Lahlum is a historian by training and it turns out a relative (a great great aunt?) was Dagmar Lahlum, an Oslo member of the Norwegian resistance recruited by Eddie Chapman to work for MI5 — his exploits were recounted in several biographies, including Nicholas Booth’s Zigzag – The Incredible Wartime Exploits of Double Agent Eddie Chapman (2007) and Ben Macintyre’s Agent Zigzag: The True Wartime Story of Eddie Chapman, Lover, Betrayer, Hero, Spy (2007). This clearly had an impact on the novel — of the relationship forged in the war and lost in peace time.
And yet I don’t think I can recommend this.
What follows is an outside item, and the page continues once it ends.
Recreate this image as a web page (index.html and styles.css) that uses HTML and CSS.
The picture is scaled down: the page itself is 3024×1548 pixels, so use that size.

I’ve not read enough Agatha Christie to make the comparison — but there’s a series of one-to-one interviews, a couple of points where the suspects are gathered together (“I suppose you are wondering why I gathered you all here together…”)… It, frankly, drags. The first person narration doesn’t help and the nods to historic events seem perfunctory. Perhaps in 1968 a policeman could work alone and share information with a civilian without trouble, but it’s a novel that feels set in the 1930s rather than the 1960s.